По ходатайству Константина Константиновича была учреждена академическая комиссия по распределению пособий и пенсий между нуждающимися учеными, их вдовами и сиротами (50 000 рублей в год). Благодаря Академии и ее президенту в 1903 году отменили глупейшее постановление сорокалетней давности о запрещении в литовских губерниях печатания книг латинским шрифтом (разрешалось только кириллицей). В 1900 году Академия, несмотря на сопротивление Святейшего Синода, добилась издания Священного писания на украинском языке. В том же году Академия добилась своего освобождения от обязанностей давать «заключения» о книгах, признанных политически вредными. В 1911 году по ходатайству Константина Константиновича у наследников Льва Толстого правительство выкупило Ясную Поляну.
Конечно, многое великий князь не сумел сделать не только из-за враждебности к Академии, как либеральному учреждению, большинства высших чиновников, но и по своему мировоззрению, ибо он почитал себя обязанным честью и правдой служить российским государям Александру III и Николаю II, а они неоднократно высказывали неодобрение свободомыслию академиков.
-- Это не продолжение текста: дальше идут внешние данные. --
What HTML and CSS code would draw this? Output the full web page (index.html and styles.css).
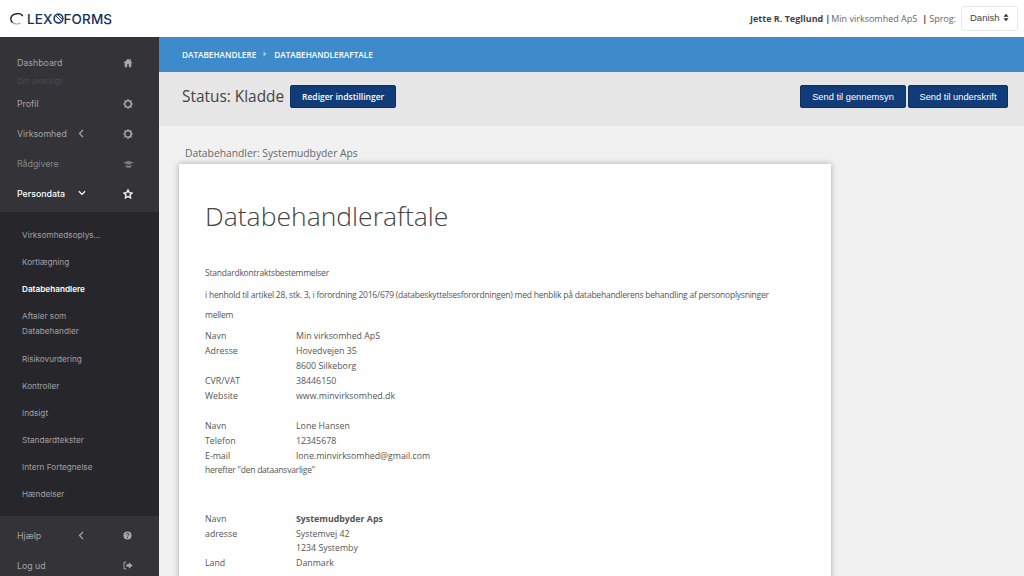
FILE: index.html
```html
<!DOCTYPE html>
<html lang="en">
<head>
    <meta charset="UTF-8">
    <title>Databehandleraftale</title>
    <link rel="stylesheet" href="styles.css">
</head>
<body>

    <header class="topbar">
        <div class="logo">
            <svg class="logo-mark" width="14" height="12" viewBox="0 0 14 12">
                <path d="M12.8 3.2C11.5 1 9 0.4 6.6 0.8C3 1.4 0.8 3.6 0.8 6.2C0.8 7.8 1.6 9 3 9.6" fill="none" stroke="#1c2230" stroke-width="1.4"/>
                <path d="M2.5 9.5C5 11.6 8.6 11.4 10.4 9.6" fill="none" stroke="#9aa0aa" stroke-width="1.2"/>
            </svg>
            <span>LEX</span><svg class="logo-o" width="11" height="13" viewBox="0 0 11 13"><circle cx="5.5" cy="6.5" r="4.4" fill="none" stroke="#143a70" stroke-width="1.6"/><path d="M2.5 3.5L8.5 9.5M4.5 2.5L9.5 7.5" stroke="#143a70" stroke-width="1"/></svg><span>FORMS</span>
        </div>
        <div class="user-info">
            <span class="user-name">Jette R. Tegllund</span>
            <span class="sep">|</span>
            <span>Min virksomhed ApS</span>
            <span class="sep sep-wide">|</span>
            <span>Sprog:</span>
            <div class="lang-select">
                Danish
                <svg width="6" height="9" viewBox="0 0 7 10"><path d="M3.5 0.5L6.5 4H0.5ZM3.5 9.5L0.5 6H6.5Z" fill="#333"/></svg>
            </div>
        </div>
    </header>

    <div class="layout">
        <nav class="sidebar">
            <div class="nav-main">
                <a class="nav-item nav-first">
                    <span class="nav-label">Dashboard</span>
                    <svg class="nav-icon" width="10" height="10" viewBox="0 0 12 12"><path d="M6 1L0.5 6H2V11H5V7.5H7V11H10V6H11.5L9.5 4.2V1.5H8V2.8Z" fill="#a8a8a8"/></svg>
                </a>
                <div class="nav-sub">Din oversigt</div>
                <a class="nav-item nav-profil">
                    <span class="nav-label">Profil</span>
                    <svg class="nav-icon" width="10" height="10" viewBox="0 0 12 12"><circle cx="6" cy="6" r="3.8" fill="none" stroke="#a8a8a8" stroke-width="1.8"/><path d="M6 0V2M6 10V12M0 6H2M10 6H12M1.8 1.8L3 3M9 9L10.2 10.2M10.2 1.8L9 3M3 9L1.8 10.2" stroke="#a8a8a8" stroke-width="1.3"/></svg>
                </a>
                <a class="nav-item">
                    <span class="nav-label">Virksomhed</span>
                    <svg class="nav-arrow" width="6" height="9" viewBox="0 0 6 9"><path d="M5 1L1.5 4.5L5 8" fill="none" stroke="#a8a8a8" stroke-width="1.2"/></svg>
                    <svg class="nav-icon" width="10" height="10" viewBox="0 0 12 12"><circle cx="6" cy="6" r="3.8" fill="none" stroke="#a8a8a8" stroke-width="1.8"/><path d="M6 0V2M6 10V12M0 6H2M10 6H12M1.8 1.8L3 3M9 9L10.2 10.2M10.2 1.8L9 3M3 9L1.8 10.2" stroke="#a8a8a8" stroke-width="1.3"/></svg>
                </a>
                <a class="nav-item nav-dim">
                    <span class="nav-label">Rådgivere</span>
                    <svg class="nav-icon" width="11" height="10" viewBox="0 0 13 12"><path d="M6.5 2L13 4.5L6.5 7L0 4.5Z" fill="#7c7c7c"/><path d="M3 7V9.5C5 11 8 11 10 9.5V7L6.5 8.3Z" fill="#7c7c7c"/></svg>
                </a>
                <a class="nav-item nav-active">
                    <span class="nav-label">Persondata</span>
                    <svg class="nav-arrow" width="8" height="6" viewBox="0 0 9 6"><path d="M1 1L4.5 4.5L8 1" fill="none" stroke="#fff" stroke-width="1.4"/></svg>
                    <svg class="nav-icon" width="10" height="10" viewBox="0 0 12 12"><path d="M6 1L7.5 4.3L11 4.7L8.4 7.1L9.1 10.7L6 8.9L2.9 10.7L3.6 7.1L1 4.7L4.5 4.3Z" fill="none" stroke="#fff" stroke-width="1.5"/></svg>
                </a>
            </div>
            <ul class="submenu">
                <li>Virksomhedsoplys...</li>
                <li>Kortlægning</li>
                <li class="submenu-active">Databehandlere</li>
                <li class="submenu-double">Aftaler som Databehandler</li>
                <li>Risikovurdering</li>
                <li>Kontroller</li>
                <li>Indsigt</li>
                <li>Standardtekster</li>
                <li>Intern Fortegnelse</li>
                <li>Hændelser</li>
            </ul>
            <div class="nav-bottom">
                <a class="nav-item">
                    <span class="nav-label">Hjælp</span>
                    <svg class="nav-arrow" width="6" height="9" viewBox="0 0 6 9"><path d="M5 1L1.5 4.5L5 8" fill="none" stroke="#a8a8a8" stroke-width="1.2"/></svg>
                    <svg class="nav-icon" width="9" height="9" viewBox="0 0 11 11"><circle cx="5.5" cy="5.5" r="5" fill="#a8a8a8"/><path d="M3.8 4.2C3.9 2.4 7.2 2.5 7.2 4.2C7.2 5.3 5.5 5.2 5.5 6.5" fill="none" stroke="#333338" stroke-width="1.2"/><rect x="4.9" y="7.5" width="1.2" height="1.2" fill="#333338"/></svg>
                </a>
                <a class="nav-item">
                    <span class="nav-label">Log ud</span>
                    <svg class="nav-icon" width="10" height="9" viewBox="0 0 12 10"><path d="M4 1H1.2V9H4" fill="none" stroke="#a8a8a8" stroke-width="1.2"/><path d="M4 3.5H7V1L11.5 5L7 9V6.5H4Z" fill="#a8a8a8"/></svg>
                </a>
            </div>
        </nav>

        <main class="content">
            <div class="breadcrumb">
                <span>DATABEHANDLERE</span>
                <svg width="4" height="6" viewBox="0 0 4 6"><path d="M0.5 0.5L3.5 3L0.5 5.5Z" fill="#a8cbe8"/></svg>
                <span>DATABEHANDLERAFTALE</span>
            </div>
            <div class="status-bar">
                <h2>Status: Kladde</h2>
                <button class="btn btn-edit">Rediger indstillinger</button>
                <div class="status-actions">
                    <button class="btn btn-review">Send til gennemsyn</button>
                    <button class="btn btn-sign">Send til underskrift</button>
                </div>
            </div>
            <div class="doc-area">
                <div class="doc-caption">Databehandler: Systemudbyder Aps</div>
                <article class="doc">
                    <h1>Databehandleraftale</h1>
                    <p class="doc-first">Standardkontraktsbestemmelser</p>
                    <p>i henhold til artikel 28, stk. 3, i forordning 2016/679 (databeskyttelsesforordningen) med henblik på databehandlerens behandling af personoplysninger</p>
                    <p>mellem</p>
                    <dl class="info">
                        <dt>Navn</dt><dd>Min virksomhed ApS</dd>
                        <dt>Adresse</dt><dd>Hovedvejen 35</dd>
                        <dt></dt><dd>8600 Silkeborg</dd>
                        <dt>CVR/VAT</dt><dd>38446150</dd>
                        <dt>Website</dt><dd>www.minvirksomhed.dk</dd>
                    </dl>
                    <dl class="info info-contact">
                        <dt>Navn</dt><dd>Lone Hansen</dd>
                        <dt>Telefon</dt><dd>12345678</dd>
                        <dt>E-mail</dt><dd>lone.minvirksomhed@gmail.com</dd>
                    </dl>
                    <p class="doc-after">herefter "den dataansvarlige"</p>
                    <dl class="info info-vendor">
                        <dt>Navn</dt><dd><strong>Systemudbyder Aps</strong></dd>
                        <dt>adresse</dt><dd>Systemvej 42</dd>
                        <dt></dt><dd>1234 Systemby</dd>
                        <dt>Land</dt><dd>Danmark</dd>
                    </dl>
                </article>
            </div>
        </main>
    </div>

</body>
</html>
```

FILE: styles.css
```css
* {
    box-sizing: border-box;
}
html, body {
    height: 576px;
    overflow: hidden;
}
body {
    margin: 0;
    font-family: "Open Sans", sans-serif;
    background-color: #f1f1f1;
    color: #555;
}
.topbar {
    height: 37px;
    background-color: white;
    display: flex;
    align-items: center;
    justify-content: space-between;
    padding: 0 6px 0 10px;
}
.logo {
    display: flex;
    align-items: center;
    font-family: Inter, sans-serif;
    font-size: 13.5px;
    font-weight: 500;
    color: #14305c;
    letter-spacing: 0.1px;
}
.logo-mark {
    margin-right: 3px;
}
.user-info {
    display: flex;
    align-items: center;
    padding-bottom: 1px;
    font-size: 9px;
    color: #666;
}
.user-name {
    font-weight: 700;
    color: #444;
}
.sep {
    margin: 0 1px 0 2px;
    font-weight: 700;
    color: #444;
}
.sep-wide {
    margin: 0 2px 0 5px;
}
.lang-select {
    width: 57px;
    height: 25px;
    margin-left: 5px;
    padding: 0 8px 2px 8px;
    display: flex;
    align-items: center;
    justify-content: space-between;
    border: 1px solid #e8e8e8;
    border-radius: 3px;
    font-family: "Liberation Sans", sans-serif;
    font-size: 9.5px;
    color: #444;
}
.layout {
    display: flex;
    height: 539px;
}
.sidebar {
    width: 159px;
    flex-shrink: 0;
    background-color: #333338;
    font-family: Inter, sans-serif;
    display: flex;
    flex-direction: column;
}
.nav-main {
    height: 175px;
    flex-shrink: 0;
    padding-top: 10px;
}
.nav-item {
    height: 30px;
    display: flex;
    align-items: center;
    position: relative;
    padding-left: 17px;
    font-size: 8.8px;
    color: #a4a4a6;
}
.nav-sub {
    height: 10px;
    margin-top: -1px;
    margin-bottom: 2px;
    padding-left: 17px;
    font-size: 8px;
    line-height: 10px;
    color: #4c4c54;
}
.nav-label {
    width: 59px;
}
.nav-arrow {
    margin-left: 2px;
}
.nav-icon {
    position: absolute;
    left: 123px;
    top: 11px;
}
.nav-dim {
    color: #858587;
}
.nav-active {
    color: white;
    font-weight: 500;
}
.submenu {
    list-style: none;
    margin: 0;
    padding: 10px 0 9px;
    height: 304px;
    flex-shrink: 0;
    background-color: #27272b;
    font-size: 8.2px;
    color: #a0a0a3;
}
.submenu li {
    height: 27px;
    padding-left: 22px;
    line-height: 27px;
}
.submenu .submenu-active {
    color: white;
    font-weight: 600;
}
.submenu .submenu-double {
    width: 100px;
    height: 43px;
    padding-top: 6px;
    line-height: 15px;
}
.nav-bottom {
    padding-top: 4px;
}
.content {
    flex: 1;
    min-width: 0;
}
.breadcrumb {
    height: 35px;
    padding-left: 23px;
    padding-bottom: 1px;
    background-color: #3e8bcb;
    display: flex;
    align-items: center;
    gap: 7px;
    font-size: 8.2px;
    font-weight: 600;
    color: white;
}
.status-bar {
    height: 54px;
    padding: 0 16px 5px 23px;
    background-color: #e6e6e6;
    display: flex;
    align-items: center;
}
.status-bar h2 {
    margin: 0;
    font-size: 15.4px;
    font-weight: 500;
    color: #444;
}
.btn {
    height: 23px;
    padding: 0;
    background-color: #123c78;
    color: white;
    border: 1px solid #0e2f60;
    border-radius: 2px;
    font-family: "Liberation Sans", sans-serif;
    font-size: 9.3px;
}
.btn-edit {
    width: 106px;
    margin-left: 6px;
    font-family: "Open Sans", sans-serif;
    font-weight: 600;
    font-size: 8.5px;
}
.btn-review {
    width: 106px;
}
.btn-sign {
    width: 100px;
}
.status-actions {
    margin-left: auto;
    display: flex;
    gap: 2px;
}
.doc-area {
    padding: 20px 0 0 20px;
}
.doc-caption {
    padding-left: 6px;
    height: 18px;
    font-size: 10.3px;
    line-height: 14px;
    color: #666;
}
.doc {
    width: 652px;
    height: 420px;
    padding: 34px 26px 0;
    background-color: white;
    box-shadow: 0 0 6px rgba(0, 0, 0, 0.3);
    font-size: 8.5px;
    letter-spacing: -0.23px;
    color: #555;
}
.doc h1 {
    margin: 0 0 33px;
    font-size: 26.5px;
    font-weight: 300;
    line-height: 36px;
    letter-spacing: 0;
    color: #444;
}
.doc p {
    margin: 0 0 8px;
    line-height: 12px;
}
.doc .doc-first {
    margin-bottom: 10px;
}
.info {
    display: grid;
    grid-template-columns: 91px 1fr;
    grid-auto-rows: 15px;
    margin: 0;
    font-size: 8.8px;
    line-height: 15px;
    letter-spacing: 0;
}
.info dt, .info dd {
    margin: 0;
}
.info-contact {
    margin-top: 15px;
}
.doc .doc-after {
    margin: 0;
}
.info-vendor {
    margin-top: 36px;
    grid-auto-rows: 14.5px;
}
```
Так, к примеру, 27 января 1905 года в петербургской газете «Русь» опубликовали статью, подписанную 342 учеными (из них семнадцатью академиками), в которой говорилось, что «правительственная политика в области просвещения народа, внушаемая преимущественно соображениями полицейского характера, является тормозом в его развитии, она задерживает его духовный рост и ведет государство к упадку».
Несмотря на то, что Константин Константинович сам неоднократно высказывал подобные мысли, появление крамольной статьи в столь трагический для России год он посчитал действием против государя и самодержавия и послал шестнадцати академикам (имя семнадцатого — В. О. Ключевского — значилось среди подписавших статью профессоров Московского университета, а не членов Академии) циркулярные письма с выражением своего неудовольствия их поступком.
В то же время великий князь не раз бросался в бой, защищая свободомыслие. Когда в 1913 году член-корреспондент Академии И. А. Бодуэн де Куртенэ за брошюру «Национальный и территориальный признак в автономии», где говорил о неизбежной катастрофе в случае дальнейшего ущемления прав народов окраинных территорий России, был посажен на два года в петербургскую тюрьму «Кресты», именно Константин Константинович добился уменьшения наказания до трех месяцев заключения.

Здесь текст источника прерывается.